Fernando Mendoza’s remarkable rise from lightly recruited transfer to the face of college football reached its pinnacle Saturday night.
The Indiana quarterback won the 2025 Heisman Trophy, becoming the first Hoosier ever to claim the sport’s most prestigious individual award since its inception in 1935. Mendoza earned 2,362 points in the balloting, including 643 first-place votes, finishing well ahead of Vanderbilt quarterback Diego Pavia (1,435 points), Notre Dame running back Jeremiyah Love (719), and Ohio State quarterback Julian Sayin (432).
Mendoza, the leader of top-ranked Indiana, guided the Hoosiers to their first-ever No. 1 ranking and the top seed in the 12-team College Football Playoff. A redshirt junior and first-year starter after transferring from California, he threw for 2,980 yards and a national-best 33 touchdown passes while adding six rushing scores. Indiana enters the postseason as the last unbeaten team in major college football and will play in the CFP quarterfinal at the Rose Bowl Game presented by Prudential on Jan. 1.
Mendoza’s impact was immediate and historic. He became only the second Heisman finalist in school history, joining 1989 runner-up Anthony Thompson, and the seventh Hoosier to finish in the top 10 of the voting. It also marked another first for the program: Indiana has now produced back-to-back top-10 finishers, after quarterback Kurtis Rourke placed ninth last season.
A Miami native who flew largely under the recruiting radar, Mendoza is the centerpiece of an Indiana offense that shattered program records for touchdowns and points, surpassing marks set during last season’s surprise CFP run. Quarterbacks have now won the Heisman in four of the past five seasons, with Colorado two-way star Travis Hunter breaking the streak last year.
Mendoza’s Heisman followed a week full of accolades. He was named The Associated Press Player of the Year earlier this week and collected the Maxwell Award and Davey O’Brien Award on Friday night.
Pavia finished second in the voting after a season for the ages at Vanderbilt. He threw for a school-record 3,192 yards and 27 touchdowns while leading the Commodores to their first 10-win season and six victories over Southeastern Conference opponents. Vanderbilt climbed as high as No. 9 in the AP Top 25 — its best ranking since 1937 — and Pavia became the first Heisman finalist in program history.
The graduate student from Albuquerque, New Mexico, has taken an unconventional path, going from unrecruited high school player to junior college, New Mexico State and then Vanderbilt via the transfer portal. Calling himself “a chip on the shoulder guy,” Pavia also played the season under a preliminary injunction as he challenges NCAA eligibility rules, arguing his junior college years should not count against his eligibility due to potential losses in name, image and likeness earnings. Vanderbilt will face Iowa in the ReliaQuest Bowl on Dec. 31.

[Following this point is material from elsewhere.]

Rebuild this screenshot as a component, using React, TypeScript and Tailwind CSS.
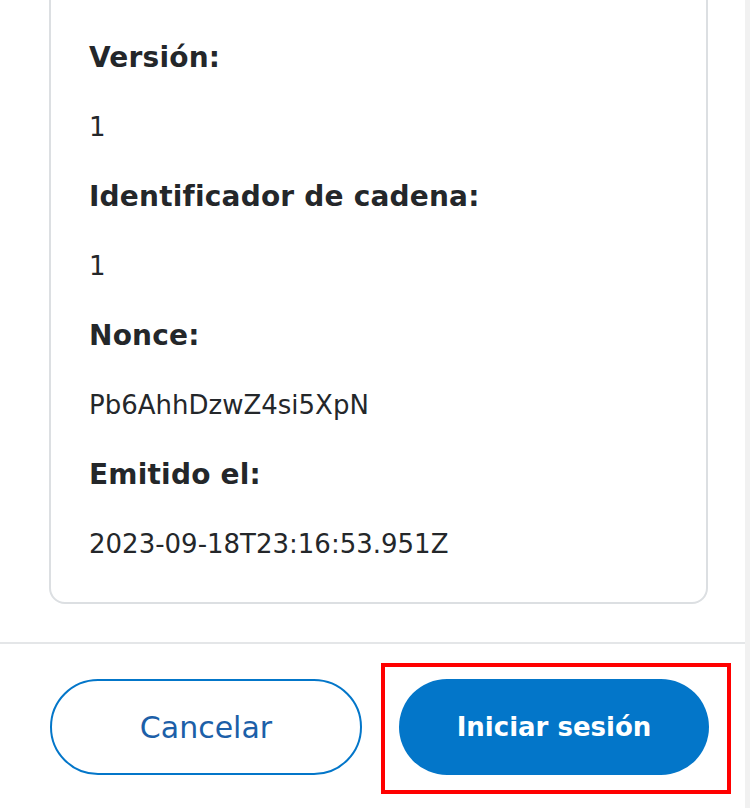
import React from "react";

type Field = { label: string; value: string };

const fields: Field[] = [
  { label: "URI:", value: "https://lp.io/j)," },
  { label: "Versión:", value: "1" },
  { label: "Identificador de cadena:", value: "1" },
  { label: "Nonce:", value: "Pb6AhhDzwZ4si5XpN" },
  { label: "Emitido el:", value: "2023-09-18T23:16:53.951Z" },
];

export default function App() {
  return (
    <div
      className="flex h-[808px] w-[750px] overflow-hidden bg-white text-[#24272a]"
      style={{ fontFamily: "'DejaVu Sans', 'Noto Sans', sans-serif" }}
    >
      <div className="flex w-[745px] flex-col">
        <div className="flex-1 overflow-hidden pl-[49px] pr-[37px]">
          <div className="-mt-[128px] rounded-b-[16px] border-2 border-[#dcdfe2] pb-[23px] pl-[38px] pt-[10px]">
            {fields.map((f, i) => (
              <div key={f.label}>
                <div className="flex h-[69.5px] items-center text-[28px] font-bold tracking-[0.2px]">{f.label}</div>
                <div
                  className={
                    i === 0
                      ? "flex h-[69.5px] items-start text-[26px] text-[#24272a]"
                      : "flex h-[69.5px] items-center text-[26px] text-[#24272a]"
                  }
                >
                  {f.value}
                </div>
              </div>
            ))}
          </div>
        </div>
        <div className="h-[2px] bg-[#e4e6e8]" />
        <div className="flex h-[164px] items-center gap-[37px] pl-[50px] pr-[36px] pt-[2px]">
          <button className="flex h-[96px] w-[312px] items-center justify-center rounded-full border-2 border-[#0376c9] text-[30px] text-[#1c5fa8]">
            Cancelar
          </button>
          <div className="-mb-[19px] -ml-[18px] -mr-[22px] -mt-[16px] border-4 border-[#ff0000] pb-[15px] pl-[14px] pr-[18px] pt-[12px]">
            <button className="flex h-[96px] w-[310px] items-center justify-center rounded-full bg-[#0376c9] text-[26px] font-bold text-white">
              Iniciar sesión
            </button>
          </div>
        </div>
      </div>
      <div className="w-[5px] bg-[#f1f1f1]" />
    </div>
  );
}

Ohio State’s Sayin placed fourth after leading the Buckeyes to a No. 1 ranking for much of the season. The sophomore threw for 3,329 yards and tied for second nationally with 31 touchdown passes ahead of Ohio State’s CFP quarterfinal matchup in the Goodyear Cotton Bowl Classic on Dec. 31. Sayin, who initially committed to Alabama before transferring following a coaching change, beat preseason No. 1 Texas in the opener and kept the Buckeyes atop the AP Top 25 for 13 straight weeks. He became just the second FBS quarterback in the past 40 years — joining West Virginia’s Geno Smith in 2012 — to record three games in a season with at least 300 passing yards, three touchdowns, no interceptions and a completion rate of 80% or better.
Notre Dame running back Jeremiyah Love rounded out the finalists after a brilliant junior season. The St. Louis native ranked fourth nationally with 1,372 rushing yards, fifth in per-game average (114.3) and third with 18 rushing touchdowns. Though the Fighting Irish missed the CFP and opted out of a bowl game, Love etched his name into school history as the first Notre Dame player with multiple touchdown runs of 90 yards or more, including a 98-yard run against Indiana in last season’s playoffs and a 94-yarder against Boston College this year. He won the Doak Walker Award on Friday night, becoming the latest standout running back to challenge the quarterback-dominated Heisman era — the last running back to win the trophy was Alabama’s Derrick Henry in 2015.
In the end, however, the night belonged to Mendoza. From transfer afterthought to Heisman winner, his season has redefined what’s possible in Bloomington — and cemented his place in college football history.